Potential applications include using residual materials for biomass pellets or torrefied biomass, which could also promote a circular economy. This study aims to study C. striatus biomass properties for potential pellet production and evaluate the resulting pellets against ENPlus quality standards. Initial tests involved shredding and drying the biomass to optimise particle size before pelletisation, highlighting the need for proper processing techniques to ensure quality and efficiency in the biomass production.

Leonel Nunes' study on biomass properties for pellet production indicated lower-density chips compared to other species, raising concerns over their energy value.

== Phytochemistry and bioactive compounds ==
Chemical analyses of flowers and fruits indicate significant nutritional and phytochemical value. The flowers contain approximately 21% protein, 18% fibre, and 2% lipids. The fruits contain 12% protein, 42% fibre, and 1% lipids. Both are rich in potassium, calcium, phosphorus, and magnesium, with no detectable cytotoxicity in cell assays.

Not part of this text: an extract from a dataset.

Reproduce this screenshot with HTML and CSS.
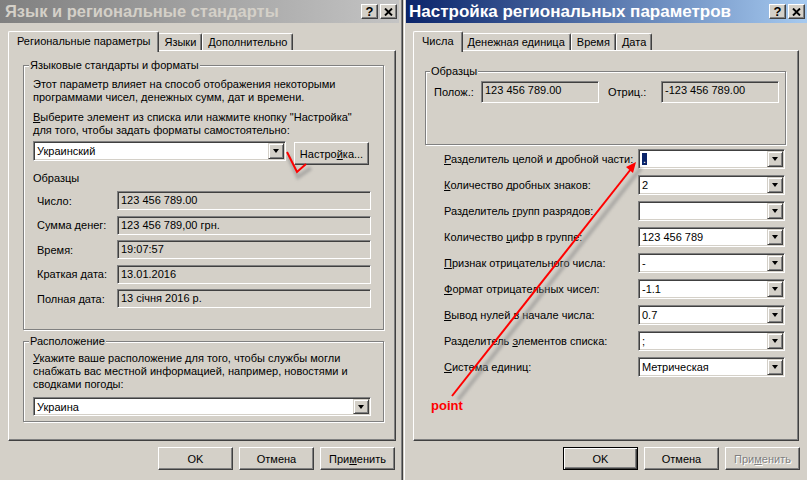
FILE: index.html
```html
<!DOCTYPE html>
<html lang="ru">
<head>
    <meta charset="UTF-8">
    <title>Язык и региональные стандарты</title>
    <link rel="stylesheet" href="styles.css">
</head>
<body>
<div class="desktop">

    <!-- окно 1: неактивное -->
    <div class="window win-left">
        <div class="titlebar">
            <span class="title">Язык и региональные стандарты</span>
            <div class="caption-btns">
                <span class="cbtn">?</span>
                <span class="cbtn"><svg width="9" height="8" viewBox="0 0 9 8"><path d="M1 0.5 L8 7.5 M8 0.5 L1 7.5" stroke="#000" stroke-width="1.9"/></svg></span>
            </div>
        </div>
        <div class="tabs">
            <div class="tab active">Региональные параметры</div>
            <div class="tab">Языки</div>
            <div class="tab">Дополнительно</div>
        </div>
        <div class="panel">
            <fieldset class="group formats">
                <legend>Языковые стандарты и форматы</legend>
                <p class="note">Этот параметр влияет на способ отображения некоторыми<br>программами чисел, денежных сумм, дат и времени.</p>
                <p class="note second"><u>В</u>ыберите элемент из списка или нажмите кнопку "Настройка"<br>для того, чтобы задать форматы самостоятельно:</p>
                <div class="locale-row">
                    <div class="combo locale-combo"><span class="value">Украинский</span><span class="drop"></span></div>
                    <div class="btn setup-btn">Настро<u>й</u>ка...</div>
                </div>
                <div class="samples-title">Образцы</div>
                <div class="samples">
                    <span>Число:</span><div class="field">123 456 789.00</div>
                    <span>Сумма денег:</span><div class="field">123 456 789,00 грн.</div>
                    <span>Время:</span><div class="field">19:07:57</div>
                    <span>Краткая дата:</span><div class="field">13.01.2016</div>
                    <span>Полная дата:</span><div class="field">13 січня 2016 р.</div>
                </div>
            </fieldset>
            <fieldset class="group location">
                <legend>Расположение</legend>
                <p class="note"><u>У</u>кажите ваше расположение для того, чтобы службы могли<br>снабжать вас местной информацией, например, новостями и<br>сводками погоды:</p>
                <div class="combo country-combo"><span class="value">Украина</span><span class="drop"></span></div>
            </fieldset>
        </div>
        <div class="buttons">
            <div class="btn">OK</div>
            <div class="btn">Отмена</div>
            <div class="btn">При<u>м</u>енить</div>
        </div>
    </div>

    <!-- окно 2: активное -->
    <div class="window win-right">
        <div class="titlebar">
            <span class="title">Настройка региональных параметров</span>
            <div class="caption-btns">
                <span class="cbtn">?</span>
                <span class="cbtn"><svg width="9" height="8" viewBox="0 0 9 8"><path d="M1 0.5 L8 7.5 M8 0.5 L1 7.5" stroke="#000" stroke-width="1.9"/></svg></span>
            </div>
        </div>
        <div class="tabs">
            <div class="tab active">Числа</div>
            <div class="tab">Денежная единица</div>
            <div class="tab">Время</div>
            <div class="tab">Дата</div>
        </div>
        <div class="panel">
            <fieldset class="group examples">
                <legend>Образцы</legend>
                <div class="example-row">
                    <span class="ex-label">Полож.:</span>
                    <div class="field ex-field">123 456 789.00</div>
                    <span class="ex-label neg">Отриц.:</span>
                    <div class="field ex-field">-123 456 789.00</div>
                </div>
            </fieldset>
            <div class="settings">
                <span><u>Р</u>азделитель целой и дробной части:</span>
                <div class="combo"><span class="value"><span class="sel">.</span></span><span class="drop"></span></div>
                <span><u>К</u>оличество дробных знаков:</span>
                <div class="combo"><span class="value">2</span><span class="drop"></span></div>
                <span>Разделитель <u>г</u>рупп разрядов:</span>
                <div class="combo"><span class="value"></span><span class="drop"></span></div>
                <span>Количество <u>ц</u>ифр в группе:</span>
                <div class="combo"><span class="value">123 456 789</span><span class="drop"></span></div>
                <span><u>П</u>ризнак отрицательного числа:</span>
                <div class="combo"><span class="value">-</span><span class="drop"></span></div>
                <span><u>Ф</u>ормат отрицательных чисел:</span>
                <div class="combo"><span class="value">-1.1</span><span class="drop"></span></div>
                <span><u>В</u>ывод нулей в начале числа:</span>
                <div class="combo"><span class="value">0.7</span><span class="drop"></span></div>
                <span>Разделитель <u>э</u>лементов списка:</span>
                <div class="combo"><span class="value">;</span><span class="drop"></span></div>
                <span><u>С</u>истема единиц:</span>
                <div class="combo"><span class="value">Метрическая</span><span class="drop"></span></div>
            </div>
        </div>
        <div class="buttons">
            <div class="btn default">OK</div>
            <div class="btn">Отмена</div>
            <div class="btn disabled">При<u>м</u>енить</div>
        </div>
    </div>
</div>

<!-- пометки поверх скриншота -->
<svg class="marks" width="807" height="480" viewBox="0 0 807 480">
    <defs>
        <filter id="soft" x="-20%" y="-20%" width="140%" height="140%">
            <feGaussianBlur stdDeviation="1.6"/>
        </filter>
    </defs>
    <g filter="url(#soft)" opacity="0.55">
        <path d="M288 156 L298 177 L311 168" stroke="#8a8a8a" stroke-width="4" fill="none"/>
        <path d="M458 400 L641 168" stroke="#8a8a8a" stroke-width="4" fill="none"/>
    </g>
    <path d="M287 152 L297 172 L306 164" stroke="#ff0000" stroke-width="2" fill="none"/>
    <path d="M452 396 L631 169" stroke="#ff0000" stroke-width="2" fill="none"/>
    <polygon points="636,162 633,173 626,167" fill="#ff0000"/>
</svg>
<div class="point-label">point</div>
</body>
</html>
```

FILE: styles.css
```css
* {
    box-sizing: border-box;
}

body {
    margin: 0;
    width: 807px;
    height: 480px;
    overflow: hidden;
    position: relative;
    background: #d4d0c8;
    font-family: 'Liberation Sans', Arial, sans-serif;
    font-size: 11px;
    color: #000;
}

.desktop {
    display: flex;
    height: 480px;
}

.window {
    height: 480px;
    background: #d4d0c8;
    display: flex;
    flex-direction: column;
}

.win-left {
    width: 403px;
    border-right: 1px solid #404040;
    box-shadow: inset -1px 0 0 #808080;
    padding-right: 3px;
}

.win-right {
    width: 404px;
    border-left: 1px solid #d4d0c8;
    box-shadow: inset 1px 0 0 #fff;
    padding-left: 2px;
}

/* заголовок окна */
.titlebar {
    height: 23px;
    display: flex;
    align-items: center;
    justify-content: space-between;
    padding: 0 2px 0 5px;
    font-size: 17px;
    font-weight: bold;
    white-space: nowrap;
}

.win-left .titlebar {
    background: linear-gradient(to right, #808080, #c4c4c4);
    color: #d4d0c8;
    font-size: 16.5px;
}

.win-right .titlebar {
    background: linear-gradient(to right, #0a246a, #a6caf0);
    color: #fff;
    padding-left: 3px;
}

.caption-btns {
    display: flex;
    gap: 2px;
}

.cbtn {
    width: 17px;
    height: 15px;
    background: #d4d0c8;
    border: 1px solid;
    border-color: #fff #404040 #404040 #fff;
    box-shadow: inset -1px -1px 0 #808080;
    display: flex;
    align-items: center;
    justify-content: center;
    color: #000;
    font-size: 13px;
    font-weight: bold;
    line-height: 1;
}

/* вкладки */
.tabs {
    display: flex;
    align-items: flex-end;
    height: 19px;
    margin: 8px 0 0 8px;
    padding-left: 2px;
    position: relative;
    z-index: 1;
}

.win-right .tabs {
    margin-left: 7px;
}

.tab {
    height: 17px;
    padding: 0 5px;
    line-height: 16px;
    border: 1px solid;
    border-bottom: none;
    border-color: #fff #404040 #fff #fff;
    box-shadow: inset -1px 0 0 #808080;
    border-radius: 2px 2px 0 0;
    background: #d4d0c8;
    white-space: nowrap;
}

.tab.active {
    height: 21px;
    margin: 0 -1px -2px -2px;
    padding: 0 8px;
    line-height: 19px;
    position: relative;
    z-index: 2;
}

.panel {
    width: 388px;
    height: 391px;
    margin-left: 8px;
    padding: 8px 0 0 14px;
    border: 1px solid;
    border-color: #fff #404040 #404040 #fff;
    box-shadow: inset -1px -1px 0 #808080;
}

.win-right .panel {
    width: 386px;
    margin-left: 7px;
    padding: 14px 0 0 11px;
}

/* рамки групп */
.group {
    margin: 0;
    width: 361px;
    border: 1px solid #808080;
    box-shadow: inset 1px 1px 0 #fff, 1px 1px 0 #fff;
    padding: 6px 12px 0 9px;
}

.group legend {
    padding: 0 1px;
    margin-left: -4px;
    line-height: 13px;
    background: #d4d0c8;
}

.note {
    margin: 0;
    line-height: 13px;
    white-space: nowrap;
}

.note.second {
    margin-top: 7px;
}

.formats {
    height: 271px;
}

.location {
    margin-top: 5px;
    height: 87px;
    padding-top: 4px;
}

/* поля */
.field {
    height: 19px;
    line-height: 16px;
    padding-left: 3px;
    border: 1px solid;
    border-color: #808080 #fff #fff #808080;
    box-shadow: inset 1px 1px 0 #404040, inset -1px -1px 0 #d4d0c8;
    white-space: nowrap;
}

.combo {
    display: flex;
    height: 20px;
    padding: 1px;
    background: #fff;
    border: 1px solid;
    border-color: #808080 #fff #fff #808080;
    box-shadow: inset 1px 1px 0 #404040, inset -1px -1px 0 #d4d0c8;
}

.combo .value {
    flex: 1;
    padding-left: 2px;
    line-height: 16px;
    white-space: nowrap;
}

.combo .sel {
    background: #0a246a;
    color: #fff;
    padding: 0 1px;
}

.drop {
    width: 16px;
    height: 16px;
    background: #d4d0c8;
    border: 1px solid;
    border-color: #d4d0c8 #404040 #404040 #d4d0c8;
    box-shadow: inset 1px 1px 0 #fff, inset -1px -1px 0 #808080;
    display: flex;
    align-items: center;
    justify-content: center;
}

.drop::after {
    content: '';
    border-top: 4px solid #000;
    border-left: 3.5px solid transparent;
    border-right: 3.5px solid transparent;
}

.locale-row {
    display: flex;
    align-items: flex-start;
    gap: 8px;
    margin-top: 4px;
}

.locale-combo {
    width: 253px;
}

.setup-btn {
    width: 77px;
    height: 18px;
    margin-top: 1px;
}

.samples-title {
    margin-top: 7px;
    line-height: 13px;
}

.samples {
    display: grid;
    grid-template-columns: 80px 254px;
    row-gap: 5.5px;
    align-items: center;
    margin-top: 6px;
    padding-left: 4px;
}

.samples .field {
    background: #d4d0c8;
}

.country-combo {
    width: 338px;
    height: 19px;
    margin-top: 6px;
}

.country-combo .drop {
    height: 15px;
}

/* правое окно */
.examples {
    height: 80px;
    padding: 3px 0 0 8px;
}

.example-row {
    display: flex;
    align-items: center;
}

.ex-label {
    width: 47px;
}

.ex-label.neg {
    width: 53px;
    margin-left: 9px;
}

.ex-field {
    width: 118px;
    height: 22px;
    line-height: 17px;
}

.settings {
    display: grid;
    grid-template-columns: 194px 147px;
    row-gap: 6px;
    align-items: center;
    margin: 4px 0 0 19px;
}

.settings span {
    white-space: nowrap;
}

/* кнопки */
.buttons {
    display: flex;
    justify-content: flex-end;
    gap: 6px;
    margin-top: 6px;
    padding-right: 4px;
}

.win-right .buttons {
    padding-right: 7px;
}

.btn {
    width: 75px;
    height: 23px;
    display: flex;
    align-items: center;
    justify-content: center;
    background: #d4d0c8;
    border: 1px solid;
    border-color: #fff #404040 #404040 #fff;
    box-shadow: inset -1px -1px 0 #808080;
    white-space: nowrap;
}

.btn.default {
    border: 1px solid #000;
    box-shadow: inset 1px 1px 0 #fff, inset -1px -1px 0 #404040, inset -2px -2px 0 #808080;
}

.btn.disabled {
    color: #808080;
    text-shadow: 1px 1px 0 #fff;
}

/* пометки */
.marks {
    position: absolute;
    left: 0;
    top: 0;
    pointer-events: none;
}

.point-label {
    position: absolute;
    left: 431px;
    top: 398px;
    color: #ff0000;
    font-weight: bold;
    font-size: 13px;
}
```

Extracts from C. striatus contain isoflavonoids that act as antibiotic adjuvants against methicillin-resistant Staphylococcus aureus (MRSA). These compounds are only moderately antimicrobial on their own but enhance the activity of ciprofloxacin and erythromycin by interfering with bacterial resistance mechanisms.

The plant also exhibits antioxidant and anti-inflammatory properties attributed to its phenolic content, including flavonoids, saponins, and alkaloids.

== Uses ==
Historically, Portuguese broom was used for thatching, broom-making, animal fodder, and as a soil improver due to its nitrogen-fixing capabilities. Its flowers have been used in folk medicine for treating rheumatism, gout, hypotension, and liver disorders.

In modern research, the species has been tested for phytoremediation, particularly in soils contaminated with hexachlorocyclohexane (HCH) isomers. When inoculated with specific rhizobacterial strains, C. striatus demonstrated enhanced growth and pollutant degradation, suggesting potential for use in environmental cleanup.